Asked if the central bank was playing “recession roulette” by hiking rates again, he told an RBA Board dinner in Perth the “narrow path” to dodge a recession “wasn’t getting any narrower” but there was still uncertainty clouding the outlook.

He also said returning inflation to target while preserving most jobs hinged on the population believing inflation would come down quickly.

“If people think inflation is going to remain high then, understandably, they will adjust their behaviour,” he said.

“Firms will be more willing to put up their prices and workers will seek larger pay rises.”

The hike followed a disastrous weekend for auctions in Brisbane. The clearance rate fell to 23 per cent while listings in April dropped by 9 per cent nationally, according to SQM Research.

“All cities recorded falls in total listings for the month. Sydney recorded a fall in listings of 12.9 per cent. Melbourne, Brisbane and Adelaide also recorded declines of 12.4 per cent, 11 per cent and 10.2 per cent, respectively,” SQM said.

Westpac said it had difficulty following the RBA guidance.

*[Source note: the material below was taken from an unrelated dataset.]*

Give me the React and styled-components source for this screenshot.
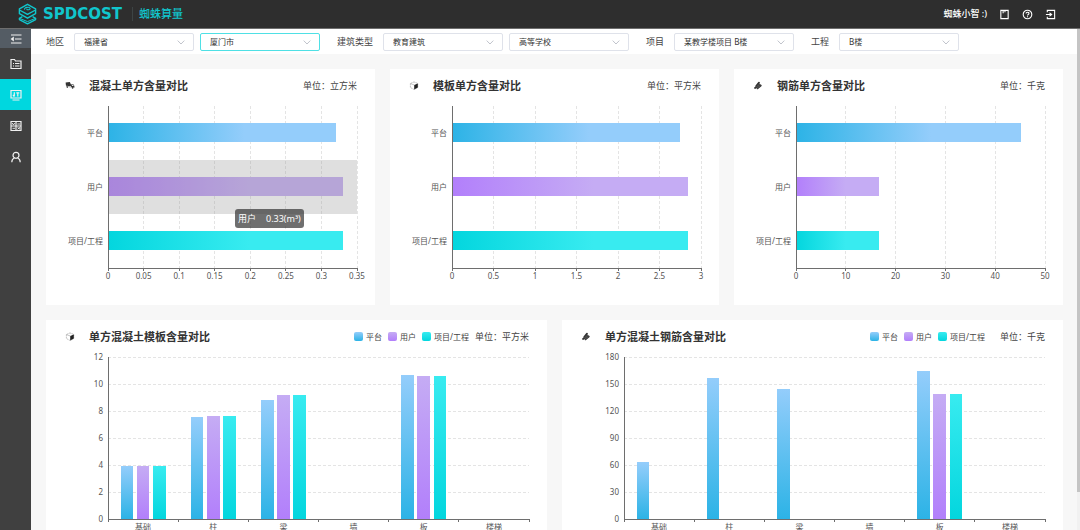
import React, { useEffect, useRef, useState } from 'react';
import styled, { createGlobalStyle } from 'styled-components';

const GlobalStyle = createGlobalStyle`
  * {
    box-sizing: border-box;
  }

  body {
    margin: 0;
    font-family: 'Noto Sans', 'Noto Sans CJK SC', sans-serif;
    color: #333;
    background: #f7f7f7;
  }
`;

const Page = styled.div`
  height: 100vh;
  display: flex;
  flex-direction: column;
`;

const TopBar = styled.header`
  flex: none;
  height: 29px;
  padding: 0 24px 0 18px;
  display: flex;
  align-items: center;
  justify-content: space-between;
  background: #2e2e2e;
  border-bottom: 1px solid #6e6e6e;
`;

const Brand = styled.a`
  display: flex;
  align-items: center;
  color: #10c6cd;
  text-decoration: none;
`;

const BrandName = styled.span`
  min-width: 89px;
  margin-left: 6px;
  font-family: 'DejaVu Sans', sans-serif;
  font-size: 15px;
  font-weight: bold;
  line-height: 20px;
`;

const BrandSub = styled.span`
  padding-left: 6px;
  border-left: 1px solid #3d4444;
  font-size: 11px;
  font-weight: 500;
  line-height: 14px;
`;

const UserTools = styled.div`
  display: flex;
  align-items: center;
  gap: 12px;
  color: #fff;
`;

const UserName = styled.span`
  font-size: 9px;
  font-weight: 500;
  line-height: 14px;
`;

const IconButton = styled.button`
  display: flex;
  padding: 0;
  border: 0;
  background: none;
  color: inherit;
  cursor: pointer;
`;

const Body = styled.div`
  flex: 1;
  min-height: 0;
  display: flex;
`;

const Sidebar = styled.nav`
  flex: none;
  width: 31px;
  display: flex;
  flex-direction: column;
  background: #404040;
`;

const SideButton = styled.button`
  height: 31px;
  padding: 0;
  border: 0;
  display: flex;
  align-items: center;
  justify-content: center;
  color: #f0f0f0;
  background: ${({ $active }) => ($active ? '#00d7df' : 'transparent')};
  cursor: pointer;
`;

const CollapseButton = styled(SideButton)`
  height: 19px;
  background: #545c64;
`;

const Main = styled.main`
  flex: 1;
  min-width: 0;
  overflow-y: auto;
  scrollbar-width: none;
`;

const ScrollTrack = styled.div`
  flex: none;
  width: 3px;
  background: #f1f1f1;
`;

const ScrollThumb = styled.div`
  background: #c4c4c4;
`;

const FilterBar = styled.form`
  height: 25px;
  padding: 0 15px;
  display: flex;
  align-items: center;
  gap: 17px;
  background: #fff;
`;

const FilterGroup = styled.div`
  display: flex;
  align-items: center;
  gap: 6px;
`;

const FilterLabel = styled.label`
  margin-right: 4px;
  color: #444;
  font-size: 9px;
  line-height: 14px;
  white-space: nowrap;
`;

const SelectBox = styled.div`
  position: relative;
  display: flex;
  color: #c0c4cc;

  svg {
    position: absolute;
    right: 9px;
    top: 7px;
    pointer-events: none;
  }
`;

const Select = styled.select`
  appearance: none;
  width: 120px;
  height: 18px;
  padding: 0 20px 0 9px;
  border: 1px solid ${({ $focused }) => ($focused ? '#4fe0e5' : '#dfe2ea')};
  border-radius: 2px;
  background: #fff;
  color: #333;
  font-family: inherit;
  font-size: 8px;
  line-height: 16px;
`;

const Board = styled.div`
  padding: 15px 14px 15px 15px;
  display: grid;
  gap: 15px;
`;

const Row = styled.div`
  display: grid;
  grid-template-columns: repeat(${({ $columns }) => $columns}, minmax(0, 1fr));
  gap: 15px;
`;

const Card = styled.section`
  padding: 0 18px 37px 19px;
  background: #fff;
`;

const CardHead = styled.div`
  height: 33px;
  margin-bottom: 4px;
  display: flex;
  align-items: center;
`;

const CardTitle = styled.h2`
  flex: 1;
  margin: 0 0 0 14px;
  font-size: 11px;
  font-weight: bold;
  line-height: 16px;
`;

const Unit = styled.span`
  min-width: 60px;
  color: #444;
  font-size: 9px;
  line-height: 14px;
  text-align: right;
`;

const Legend = styled.ul`
  margin: 0;
  padding: 0;
  display: flex;
  gap: 6px;
  list-style: none;
`;

const LegendItem = styled.li`
  display: flex;
  align-items: center;
  gap: 3px;
  color: #444;
  font-size: 8px;
  line-height: 12px;

  &::before {
    content: '';
    width: 9px;
    height: 9px;
    border-radius: 2px;
    background: linear-gradient(${({ $light }) => $light}, ${({ $dark }) => $dark});
  }
`;

const Plot = styled.div`
  position: relative;
  margin-left: 43px;
`;

const Canvas = styled.svg`
  display: block;
  width: 100%;
  height: 162px;
  overflow: visible;

  line,
  rect {
    shape-rendering: crispEdges;
  }
`;

const AxisLine = styled.line`
  stroke: #6e6e6e;
`;

const GridLine = styled.line`
  stroke: #e4e4e4;
  stroke-dasharray: 3 2;
`;

const AxisText = styled.text`
  font-size: 8px;
  fill: #555;
  dominant-baseline: central;
`;

const Tooltip = styled.div`
  position: absolute;
  left: 51%;
  top: 103px;
  padding: 3px;
  display: flex;
  gap: 10px;
  border-radius: 3px;
  background: rgba(50, 50, 50, 0.7);
  color: #fff;
  font-size: 9px;
  line-height: 13px;
  white-space: nowrap;
`;

const PLOT_HEIGHT = 162;

const series = [
  { key: 'platform', name: '平台', dark: '#2cb3e6', light: '#94cdfb' },
  { key: 'user', name: '用户', dark: '#b27ffb', light: '#c5acf4' },
  { key: 'project', name: '项目/工程', dark: '#03d6de', light: '#38ebf0' },
];

const filters = [
  { id: 'region', label: '地区', selects: [{ value: '福建省' }, { value: '厦门市', focused: true, aria: '城市' }] },
  { id: 'building', label: '建筑类型', selects: [{ value: '教育建筑' }, { value: '高等学校', aria: '建筑子类型' }] },
  { id: 'project', label: '项目', selects: [{ value: '某教学楼项目 B楼' }] },
  { id: 'works', label: '工程', selects: [{ value: 'B楼' }] },
];

const summaryCharts = [
  {
    title: '混凝土单方含量对比',
    unit: '立方米',
    icon: 'truck',
    ticks: [0, 0.05, 0.1, 0.15, 0.2, 0.25, 0.3, 0.35],
    values: [0.32, 0.33, 0.33],
    hovered: 1,
    tooltip: '0.33(m³)',
  },
  {
    title: '模板单方含量对比',
    unit: '平方米',
    icon: 'cube',
    ticks: [0, 0.5, 1, 1.5, 2, 2.5, 3],
    values: [2.75, 2.84, 2.84],
  },
  {
    title: '钢筋单方含量对比',
    unit: '千克',
    icon: 'steel',
    ticks: [0, 10, 20, 30, 40, 50],
    values: [45.2, 16.6, 16.6],
  },
];

const categories = ['基础', '柱', '梁', '墙', '板', '楼梯'];

const detailCharts = [
  {
    title: '单方混凝土模板含量对比',
    unit: '平方米',
    icon: 'cube',
    ticks: [0, 2, 4, 6, 8, 10, 12],
    values: [
      [3.96, 3.93, 3.93],
      [7.52, 7.6, 7.6],
      [8.79, 9.2, 9.2],
      [0, 0, 0],
      [10.68, 10.56, 10.56],
      [0, 0, 0],
    ],
  },
  {
    title: '单方混凝土钢筋含量对比',
    unit: '千克',
    icon: 'steel',
    ticks: [0, 30, 60, 90, 120, 150, 180],
    values: [
      [63, 0, 0],
      [157, 0, 0],
      [145, 0, 0],
      [0, 0, 0],
      [164.4, 139, 139],
      [0, 0, 0],
    ],
  },
];

const Logo = () => (
  <svg width="19" height="22" viewBox="0 0 19 22" fill="none" stroke="currentColor" strokeWidth="1.4" strokeLinejoin="round" aria-hidden="true">
    <path d="M9.500 1.300 17.600 5.800v4.900L9.500 15.200 1.400 10.700V5.800z" />
    <path d="m1.400 7 8.100 4.300L17.600 7" />
    <path d="M6.500 6.600c-.6-2.400 5.200-3.200 5.600-1.200.3 1.600-3.400 2-3.400.4" strokeWidth="1.100" />
    <path d="m4.400 13.600-3 1.700v1.300l8.100 4.300 8.100-4.300v-1.300l-3-1.700" />
    <path d="m1.400 15.300 8.100 3.300 8.100-3.300" strokeWidth="1" />
  </svg>
);

const Chevron = () => (
  <svg width="8" height="5" viewBox="0 0 8 5" fill="none" stroke="currentColor" aria-hidden="true">
    <path d="M.7.6 4 4 7.3.6" />
  </svg>
);

const CardIcon = ({ name }) => (
  <svg width="10" height="10" viewBox="0 0 10 10" aria-hidden="true">
    {name === 'truck' && (
      <g fill="#333">
        <path d="M.6 1.600 4.800.9l1.300 2.900-.2 1.400L1 4.800z" />
        <path d="M6.200 3.200 8.600 3.600l.8 1.500v1.300l-3.400-.5z" />
        <path d="M1 5.200 9.400 6.200v.6L1 5.800z" fill="#777" />
        <circle cx="2.300" cy="6.100" r=".8" />
        <circle cx="7.600" cy="6.900" r=".8" />
        <path d="m7 4 1.300.2.500.9-1.800-.2z" fill="#fff" />
      </g>
    )}
    {name === 'cube' && (
      <g>
        <path d="M5 .9 8.800 2.500v4L5.200 8.600 1.400 6.500v-4z" fill="#fff" stroke="#999" strokeWidth=".6" strokeDasharray="1.6 .5" />
        <path d="m5.200 4 3.600-1.500v4L5.200 8.400z" fill="#222" />
        <path d="M1.400 2.500 5.200 4" stroke="#999" strokeWidth=".6" />
      </g>
    )}
    {name === 'steel' && (
      <g fill="none" stroke="#333" strokeLinecap="round" strokeWidth="1.800">
        <path d="M3.200 5 6 1.700M2 7l4.500-3.400M4.500 7.300 7.800 4.500" />
        <path d="m3.600 5.800 3-2.600M4.200 7 7 4.800" stroke="#999" strokeWidth=".4" />
      </g>
    )}
  </svg>
);

const LineIcon = ({ size = 12, children }) => (
  <svg width={size} height={size} viewBox="0 0 12 12" fill="none" stroke="currentColor" strokeWidth="1.2" aria-hidden="true">
    {children}
  </svg>
);

const Gradients = ({ id, vertical }) => (
  <defs>
    {series.map(({ key, dark, light }) => (
      <linearGradient key={key} id={`${id}-${key}`} x1="0" y1={vertical ? 1 : 0} x2={vertical ? 0 : 1} y2="0">
        <stop offset="0" stopColor={dark} />
        <stop offset={vertical ? 1 : 0.6} stopColor={light} />
      </linearGradient>
    ))}
  </defs>
);

const BarChart = ({ id, ticks, values, hovered, tooltip }) => {
  const max = ticks[ticks.length - 1];
  const band = PLOT_HEIGHT / series.length;

  return (
    <Plot>
      <Canvas role="img">
        <Gradients id={id} />
        {ticks.slice(1).map((tick) => (
          <GridLine key={tick} x1={`${(tick / max) * 100}%`} x2={`${(tick / max) * 100}%`} y1="0" y2={PLOT_HEIGHT} />
        ))}
        {series.map(({ key, name }, i) => (
          <React.Fragment key={key}>
            <rect y={band * i + 17} width={`${(values[i] / max) * 100}%`} height="19" fill={`url(#${id}-${key})`} />
            <AxisText x="-5" y={band * i + 26} textAnchor="end">{name}</AxisText>
          </React.Fragment>
        ))}
        {hovered !== undefined && (
          <rect y={band * hovered} width="100%" height={band} fill="rgba(150, 150, 150, 0.3)" />
        )}
        <AxisLine x1="0" x2="0" y1="0" y2={PLOT_HEIGHT} />
        <AxisLine x1="0" x2="100%" y1={PLOT_HEIGHT} y2={PLOT_HEIGHT} />
        {ticks.map((tick) => (
          <React.Fragment key={tick}>
            <AxisLine x1={`${(tick / max) * 100}%`} x2={`${(tick / max) * 100}%`} y1={PLOT_HEIGHT} y2={PLOT_HEIGHT + 3} />
            <AxisText x={`${(tick / max) * 100}%`} y={PLOT_HEIGHT + 7} textAnchor="middle">{tick}</AxisText>
          </React.Fragment>
        ))}
      </Canvas>
      {tooltip && (
        <Tooltip role="tooltip">
          <span>{series[hovered].name}</span>
          <span>{tooltip}</span>
        </Tooltip>
      )}
    </Plot>
  );
};

const ColumnChart = ({ id, ticks, values }) => {
  const max = ticks[ticks.length - 1];
  const band = 100 / categories.length;
  const toY = (value) => PLOT_HEIGHT - (value / max) * PLOT_HEIGHT;

  return (
    <Plot>
      <Canvas role="img">
        <Gradients id={id} vertical />
        {ticks.map((tick) => (
          <React.Fragment key={tick}>
            {tick > 0 && <GridLine x1="0" x2="100%" y1={toY(tick)} y2={toY(tick)} />}
            <AxisText x="-5" y={toY(tick) - 1} textAnchor="end">{tick}</AxisText>
          </React.Fragment>
        ))}
        {values.map((group, i) =>
          group.map((value, j) => (
            value > 0 && (
              <rect
                key={`${i}-${j}`}
                x={`${band * (i + 0.18 + j * 0.23)}%`}
                y={toY(value)}
                width={`${band * 0.18}%`}
                height={PLOT_HEIGHT - toY(value)}
                fill={`url(#${id}-${series[j].key})`}
              />
            )
          ))
        )}
        <AxisLine x1="0" x2="0" y1="0" y2={PLOT_HEIGHT} />
        <AxisLine x1="0" x2="100%" y1={PLOT_HEIGHT} y2={PLOT_HEIGHT} />
        {[...categories, ''].map((name, i) => (
          <AxisLine key={name} x1={`${band * i}%`} x2={`${band * i}%`} y1={PLOT_HEIGHT} y2={PLOT_HEIGHT + 3} />
        ))}
        {categories.map((name, i) => (
          <AxisText key={name} x={`${band * (i + 0.5)}%`} y={PLOT_HEIGHT + 7} textAnchor="middle">{name}</AxisText>
        ))}
      </Canvas>
    </Plot>
  );
};

const App = () => {
  const mainRef = useRef(null);
  const [scroll, setScroll] = useState({ size: 0, offset: 0 });

  const updateScroll = () => {
    const { clientHeight, scrollHeight, scrollTop } = mainRef.current;
    const overflows = scrollHeight > clientHeight;
    setScroll({
      size: overflows ? (clientHeight * clientHeight) / scrollHeight : 0,
      offset: (scrollTop * clientHeight) / scrollHeight,
    });
  };

  useEffect(() => {
    updateScroll();
    window.addEventListener('resize', updateScroll);
    return () => window.removeEventListener('resize', updateScroll);
  }, []);

  return (
    <>
      <GlobalStyle />
      <Page>
        <TopBar>
          <Brand href="#">
            <Logo />
            <BrandName>SPDCOST</BrandName>
            <BrandSub>蜘蛛算量</BrandSub>
          </Brand>
          <UserTools>
            <UserName>蜘蛛小智 :)</UserName>
            <IconButton type="button" aria-label="手册">
              <LineIcon size={11}>
                <path d="M2 1.5h8v9H2zM4.5 1.5v3M6.5 1.5v2" />
              </LineIcon>
            </IconButton>
            <IconButton type="button" aria-label="帮助">
              <LineIcon size={11}>
                <circle cx="6" cy="6" r="4.7" />
                <path d="M4.4 5c0-2 3.2-2 3.2-.2C7.6 6 6 5.9 6 7.2M6 8v1" />
              </LineIcon>
            </IconButton>
            <IconButton type="button" aria-label="退出">
              <LineIcon size={11}>
                <path d="M2.5 3.5v-2h8v9h-8v-2M1 6h5" />
                <path d="m5 3.6 3.2 2.4L5 8.4z" fill="currentColor" stroke="none" />
              </LineIcon>
            </IconButton>
          </UserTools>
        </TopBar>

        <Body>
          <Sidebar>
            <CollapseButton type="button" aria-label="收起菜单">
              <LineIcon>
                <path d="M1 2h10.500M5 6h6.500M1 10h10.500" />
                <path d="M3.800 3.600v4.800L.6 6z" fill="currentColor" stroke="none" />
              </LineIcon>
            </CollapseButton>
            <SideButton type="button" aria-label="项目">
              <LineIcon>
                <path d="M1 10.500v-9h3.500l1 1.500H11v7.500z" />
                <path d="M3 5.500h1M5 5.500h4.500M3 8h1M5 8h4.500" />
              </LineIcon>
            </SideButton>
            <SideButton type="button" $active aria-label="指标对比">
              <LineIcon>
                <path d="M1 1.500h10v7.500H1zM2.500 11h7M4.300 3.300v4.200M3 6l1.300 1.500M7.800 7.500V3.800M6.300 3.800h3" />
              </LineIcon>
            </SideButton>
            <SideButton type="button" aria-label="数据">
              <LineIcon>
                <path d="M1 1.500h10v9H1zM6 1.500v9M1 6h10" />
                <path d="M2.200 3l1.300 2 1.200-2M7.300 4H10M2.500 8.300H5M7.500 7.300l2.500 2M10 7.300l-2.500 2" strokeWidth=".9" />
              </LineIcon>
            </SideButton>
            <SideButton type="button" aria-label="用户">
              <LineIcon>
                <circle cx="6" cy="4.300" r="3" />
                <path d="M1.800 11.200c0-2.200 1.200-3.700 2.700-4.200M10.200 11.200c0-2.200-1.200-3.700-2.700-4.200" />
              </LineIcon>
            </SideButton>
          </Sidebar>

          <Main ref={mainRef} onScroll={updateScroll}>
            <FilterBar>
              {filters.map(({ id, label, selects }) => (
                <FilterGroup key={id}>
                  <FilterLabel htmlFor={`${id}-0`}>{label}</FilterLabel>
                  {selects.map(({ value, focused, aria }, i) => (
                    <SelectBox key={value}>
                      <Select id={`${id}-${i}`} $focused={focused} aria-label={aria} defaultValue={value}>
                        <option>{value}</option>
                      </Select>
                      <Chevron />
                    </SelectBox>
                  ))}
                </FilterGroup>
              ))}
            </FilterBar>

            <Board>
              <Row $columns={3}>
                {summaryCharts.map(({ title, unit, icon, ...chart }, i) => (
                  <Card key={title}>
                    <CardHead>
                      <CardIcon name={icon} />
                      <CardTitle>{title}</CardTitle>
                      <Unit>单位：{unit}</Unit>
                    </CardHead>
                    <BarChart id={`summary-${i}`} {...chart} />
                  </Card>
                ))}
              </Row>
              <Row $columns={2}>
                {detailCharts.map(({ title, unit, icon, ...chart }, i) => (
                  <Card key={title}>
                    <CardHead>
                      <CardIcon name={icon} />
                      <CardTitle>{title}</CardTitle>
                      <Legend>
                        {series.map(({ key, name, dark, light }) => (
                          <LegendItem key={key} $dark={dark} $light={light}>{name}</LegendItem>
                        ))}
                      </Legend>
                      <Unit>单位：{unit}</Unit>
                    </CardHead>
                    <ColumnChart id={`detail-${i}`} {...chart} />
                  </Card>
                ))}
              </Row>
            </Board>
          </Main>
          <ScrollTrack>
            <ScrollThumb style={{ height: scroll.size, marginTop: scroll.offset }} />
          </ScrollTrack>
        </Body>
      </Page>
    </>
  );
};

export default App;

“We have argued for the last six months that the peak in the current cycle will be the May board meeting. Our preference was for that peak to be 3.85 per cent, with a final 25 basis point hike in May based on the ‘here and now’ – record low unemployment and very high inflation – rather than relying on forecasts.

“We still believe this would be the better policy approach given the risks, but it appears to be out of line with the board’s intentions.”

Westpac said the next “live” meeting is likely to be in August when the RBA would have received an update of the inflation path.

“By August we expect that the economy, particularly highlighted by the household sector, will be deteriorating. We expect that growth in the second half of 2023 will stagnate,” the bank’s chief economist Bill Evans said.

ANZ said any easing of interest rates now appeared to be a long way off.

Lowe said he was worried Australia would end up like many other major economies struggling with sticky services inflation.

“It is possible that circumstances might be different here in Australia, but the experience abroad points to an upside risk, especially given the high degree of commonality across countries in inflation dynamics recently,” he said.

As in the statement on the most recent rates decision, the governor confirmed “some further tightening of monetary policy may be required” to get inflation down quickly enough.

“The board is not on a pre-set course.”